お肌のおはなし「アトピー性皮膚炎(1)」

――「月刊 おとなりさん」9月号(2000.09発行)より転載――

肥後尚孝

 今回はアトピー性皮膚炎の話をしましょう。

 アトピー性皮膚炎とは、遺伝的な体質(アレルギー体質・アトピー体質)に環境要因が引き金となって、慢性的に湿疹をくり返す病気です。つまり、アトピー性皮膚炎の患者さんの皮膚は生まれついて非常に敏感なのです。そのため、少しの刺激が加わっても簡単に炎症が起こってしまいます。このような遺伝的な体質がアトピー性皮膚炎の患者さんの背景にあるので、炎症を起こすような刺激を減らしたり、症状が軽いうちに対処してこじれさせないようにして、病気を上手にコントロールすることが大変重要になってきます。

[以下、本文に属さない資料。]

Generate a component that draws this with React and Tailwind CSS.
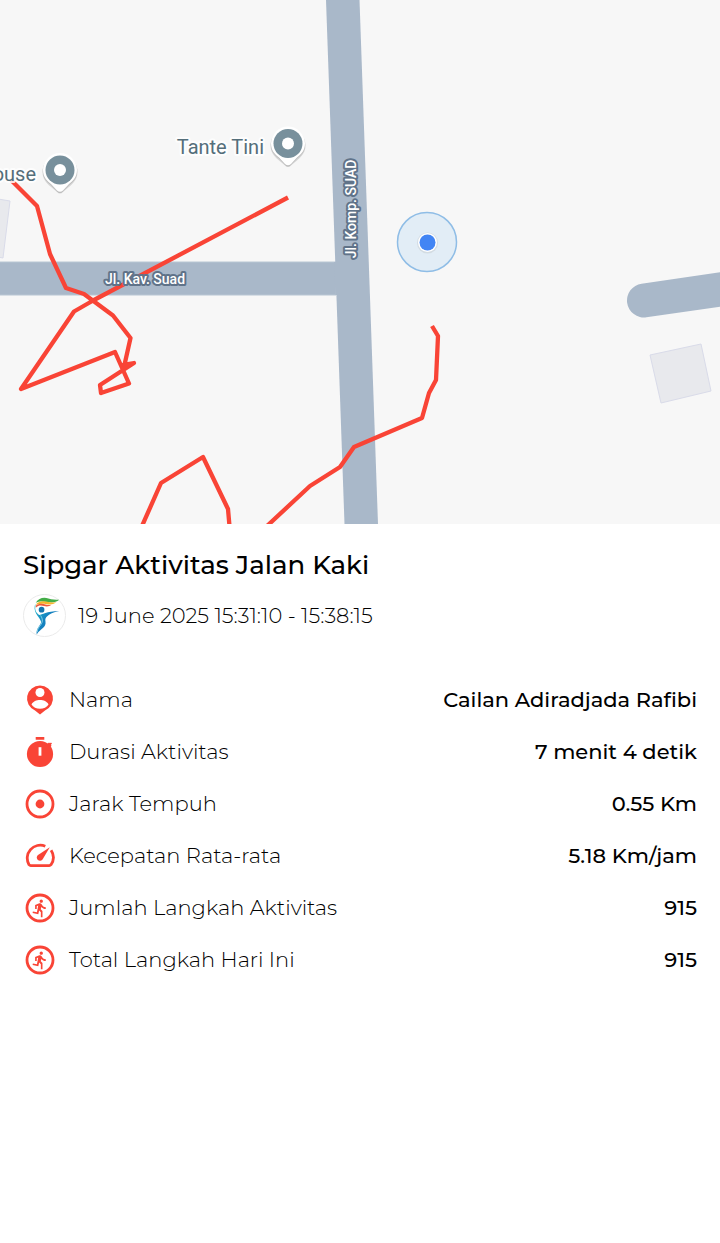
const route = "#f94436";

function MapPin({ x, y }) {
  return (
    <g transform={`translate(${x} ${y})`}>
      <path d="M-17.500 2a17.500 17.500 0 1 1 35 0c0 7-4 11-8 14.500L3 22q-3 3-6 0L-9.500 16.500c-4-3.500-8-7.500-8-14.500z" fill="#888" opacity=".3" />
      <path d="M-17.200 1a17.200 17.200 0 1 1 34.400 0c0 7-4 11-8 14L3 21.500q-3 3-6 0L-9.200 15c-4-3-8-7-8-14z" fill="#999" opacity=".4" />
      <path d="M-17 0a17 17 0 1 1 34 0c0 7-4 11-8 14L3 20.500q-3 2.500-6 0L-9 14c-4-3-8-7-8-14z" fill="#fff" />
      <circle r="14.500" fill="#78909c" />
      <circle r="6" fill="#fff" />
    </g>
  );
}

function RouteMap() {
  return (
    <svg viewBox="0 0 720 524" className="block w-full bg-[#f7f7f7] font-[Roboto,sans-serif]" role="img" aria-label="Peta rute">
      <path d="M-8 198 10 201 3 258-8 256z" fill="#e8e9ed" stroke="#d9dbe9" />
      <path d="M650 355 701 344 711 391 661 403z" fill="#e8e9ed" stroke="#d9dbe9" />
      <path d="M-2 262H336V295H-2z" fill="#a9b8c9" stroke="#b8c6d3" />
      <path d="M326 0H359.500L378 524H344.500z" fill="#a9b8c9" />
      <path d="M334 262H343V295H335.500z" fill="#a9b8c9" />
      <path d="M644 300.500 730 288" stroke="#a9b8c9" strokeWidth="34" strokeLinecap="round" />
      <g fill="none" stroke={route} strokeWidth="4.300" strokeLinejoin="round">
        <path d="M11 180 37 206 50 254 66 288 84 294 113 315.500 130.500 338 124 367 M122 365 134 363 100 385 101 393 129 383.500 115 352 21 389 74 311.500 94 300 288 197.500" />
        <path d="M142 526 161 483 203 457 228 509 229.500 526" />
        <path d="M267 526 310 486 340 467 354 447 422 418 429 393 436 380 438 336 432 326" />
      </g>
      <circle cx="427" cy="242" r="29.500" fill="#e2edf6" stroke="#8fbde6" strokeWidth="1.500" />
      <circle cx="427.500" cy="243" r="10.500" fill="#c9d0d6" opacity=".6" />
      <circle cx="427.500" cy="242.500" r="9.500" fill="#fff" />
      <circle cx="427.500" cy="242.500" r="8" fill="#4285f4" />
      <MapPin x={60} y={170} />
      <MapPin x={288} y={143.500} />
      <g fill="#546e7a" stroke="#fff" strokeWidth="4" strokeOpacity=".85" paintOrder="stroke" strokeLinejoin="round" fontSize="20">
        <text x="36" y="181" textAnchor="end">ouse</text>
        <text x="264" y="154" textAnchor="end">Tante Tini</text>
      </g>
      <g fill="#fff" stroke="#607389" strokeWidth="4" paintOrder="stroke" strokeLinejoin="round" fontSize="14" fontWeight="500" textAnchor="middle">
        <text x="145" y="284">Jl. Kav. Suad</text>
        <text transform="translate(356 209) rotate(-90)">Jl. Komp. SUAD</text>
      </g>
    </svg>
  );
}

function Icon({ children }) {
  return (
    <svg viewBox="-1 -1 34 34" className="size-[34px] shrink-0 text-[#f94436]" fill="currentColor" aria-hidden="true">
      {children}
    </svg>
  );
}

const PersonIcon = () => (
  <Icon>
    <path d="M16 1.500a13 13 0 0 0-5 25L16 30.500l5-4a13 13 0 0 0-5-25z" />
    <circle cx="16" cy="8.500" r="4.500" fill="#fff" />
    <path d="M7.500 20.500c1.500-3.300 5-4.500 8.500-4.500s7 1.200 8.500 4.500c-1.500 2.800-5 4.300-8.500 4.300s-7-1.500-8.500-4.300z" fill="#fff" />
  </Icon>
);

const TimerIcon = () => (
  <Icon>
    <path d="M11.700 1h8.600v2.700h-8.600zM22.500 8.500l2.500-2 1 .7 1-.8 1 1.400-1.200 1 .7 1-1.500 2z" />
    <circle cx="16" cy="18" r="13.100" />
    <path d="M14.600 11.200h2.800v8.500h-2.800z" fill="#fff" />
  </Icon>
);

const TargetIcon = () => (
  <Icon>
    <circle cx="16" cy="16" r="13" fill="none" stroke="currentColor" strokeWidth="2.800" />
    <circle cx="16" cy="16" r="4.400" />
  </Icon>
);

const GaugeIcon = () => (
  <Icon>
    <path d="M21.300 6.200A13 13 0 0 0 5 24.700q.7.900 1.800.9h18.400q1.100 0 1.800-.9A13 13 0 0 0 27.100 10.300" fill="none" stroke="currentColor" strokeWidth="2.800" />
    <path d="M25.800 7.300 18.700 19.300a3.200 3.200 0 1 1-4.700-4.200z" />
  </Icon>
);

const RunIcon = () => (
  <Icon>
    <circle cx="16" cy="16" r="13" fill="none" stroke="currentColor" strokeWidth="2.800" />
    <path
      transform="translate(6.200 6.300) scale(.82)"
      d="M13.490 5.480c1.100 0 2-.9 2-2s-.9-2-2-2-2 .9-2 2 .9 2 2 2zm-3.600 13.900l1-4.400 2.100 2v6h2v-7.500l-2.100-2 .6-3c1.300 1.500 3.300 2.500 5.500 2.500v-2c-1.900 0-3.500-1-4.300-2.400l-1-1.600c-.4-.6-1-1-1.700-1-.3 0-.5.1-.8.1l-5.200 2.200v4.700h2v-3.400l1.800-.7-1.600 8.100-4.900-1-.4 2 7 1.400z"
    />
  </Icon>
);

function Logo() {
  return (
    <svg viewBox="0 0 44 44" className="size-[43px] shrink-0" role="img" aria-label="Sipgar">
      <defs>
        <linearGradient id="body" x1="0" y1="0" x2="1" y2="1">
          <stop offset="0" stopColor="#22c3cf" />
          <stop offset=".45" stopColor="#1583c0" />
          <stop offset="1" stopColor="#1172b8" />
        </linearGradient>
      </defs>
      <circle cx="22" cy="22" r="21.500" fill="#fff" stroke="#e9e9e9" />
      <path d="M13 9c3-5 8-6 13-4.500 4 1.200 7 1.300 11 1.500-3 3-8 3-12 2.300C20 7.500 16 7.500 13 9z" fill="#43ad48" />
      <path d="M13 11c3-4 8-4 12-3 3 .9 6 1 9 .2-3 3-7 2.700-10 2.200-4-.8-7-.4-11 .6z" fill="#f7b52c" />
      <path d="M13 12c3-2.500 7-2.500 10-1.300 2 .8 4 .7 6 .3-2 2-5 2-7.500 1.300-3-.9-6-.7-8.500 1.700z" fill="#ed5a3b" />
      <circle cx="19" cy="16" r="2.900" fill="#1475ae" />
      <path d="M13 10c-1.500 6 .2 9 3.500 11.500 3.500 0 7-3.800 20.500-4-6 1-10 3-12.500 5.500-1.500 1.500-2 3-1.500 5C24 35 18 35 14 41.500c-1-7 5-10 4.500-13C18 24.500 10.500 20 12 12z" fill="url(#body)" />
      <path d="M18 22c2 3 2.500 6 .5 9-2 2.500-4 5-4 8" fill="none" stroke="#a5e6ed" strokeWidth=".8" />
    </svg>
  );
}

const stats = [
  { icon: PersonIcon, label: "Nama", value: "Cailan Adiradjada Rafibi" },
  { icon: TimerIcon, label: "Durasi Aktivitas", value: "7 menit 4 detik" },
  { icon: TargetIcon, label: "Jarak Tempuh", value: "0.55 Km" },
  { icon: GaugeIcon, label: "Kecepatan Rata-rata", value: "5.18 Km/jam" },
  { icon: RunIcon, label: "Jumlah Langkah Aktivitas", value: "915" },
  { icon: RunIcon, label: "Total Langkah Hari Ini", value: "915" },
];

export default function App() {
  return (
    <main className="min-h-screen bg-white font-[Montserrat,Inter,sans-serif] text-black [font-variant-ligatures:no-common-ligatures]">
      <RouteMap />
      <section className="px-[23px] pt-[23px]">
        <h1 className="text-[26px] leading-9 font-medium">Sipgar Aktivitas Jalan Kaki</h1>
        <div className="mt-[11px] flex items-center gap-3">
          <Logo />
          <time className="text-[21px] leading-7 font-light">19 June 2025 15:31:10 - 15:38:15</time>
        </div>
        <dl className="mt-[37px]">
          {stats.map(({ icon: StatIcon, label, value }) => (
            <div key={label} className="flex h-13 items-center justify-between gap-4 text-[21px] leading-7">
              <dt className="flex items-center gap-3 font-light">
                <StatIcon />
                {label}
              </dt>
              <dd className="text-right font-medium">{value}</dd>
            </div>
          ))}
        </dl>
      </section>
    </main>
  );
}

 アトピー性皮膚炎を上手にコントロールするには、(1)基本はスキンケア。(2)次に薬による治療。この二つが重要なポイントになります。

 アトピー性皮膚炎の皮膚は、バリアが弱くなった「ドライスキン(乾燥肌)=敏感肌」になっています。このドライスキンの状態を改善するにはスキンケアが重要になります。また、皮膚に刺激を与えないためには、ライフスタイルの改善も重要になります。
まずスキンケアですが、これは清潔と保湿のことです。入浴で皮膚を清潔にしましょう。汗やほこりやあるいは垢やフケは皮膚を刺激するので、石けんやシャンプーを使って、こすらずに体を洗いましょう。また、洗った後は、よくすすいで、石けんやシャンプーが残らないようにしましょう。お湯を熱くしたり長湯は、皮膚を刺激するためかゆみを増やすので、ぬるめのお湯にさっとつかるようにしましょう。

 次に保湿ですが、入浴後は皮膚の保湿をはかりましょう。洗った後の皮膚は、水分が蒸発しやすい状態で、どんどん乾燥してしまいます。ですから、風呂上りや洗顔後は外用薬や保湿剤を塗って乾燥を防いで下さい。この清潔と保湿がワンセットになってはじめてスキンケアが完成します。

 ライフスタイルの改善について。衣類は刺激の少ないものを選びましょう。皮膚に直接触れる衣類(特に肌着)は、表面の肌触りの良い、皮膚への刺激の少ない綿などを選びましょう。また、洗濯した衣類に洗剤が残っていると、それが刺激になるかもしれないので、すすぎを十分に行いましょう。また、室内の湿度にも注意しましょう。夏は汗をかくことで症状が悪化することがあるので、除湿を上手く行いなるべく快適な環境で汗をかかないようにしましょう。冬は乾燥しやすいので、加湿器を使い室内の湿度にも気を使いましょう。

 次回はアトピー性皮膚炎の治療面についてお話ししましょう。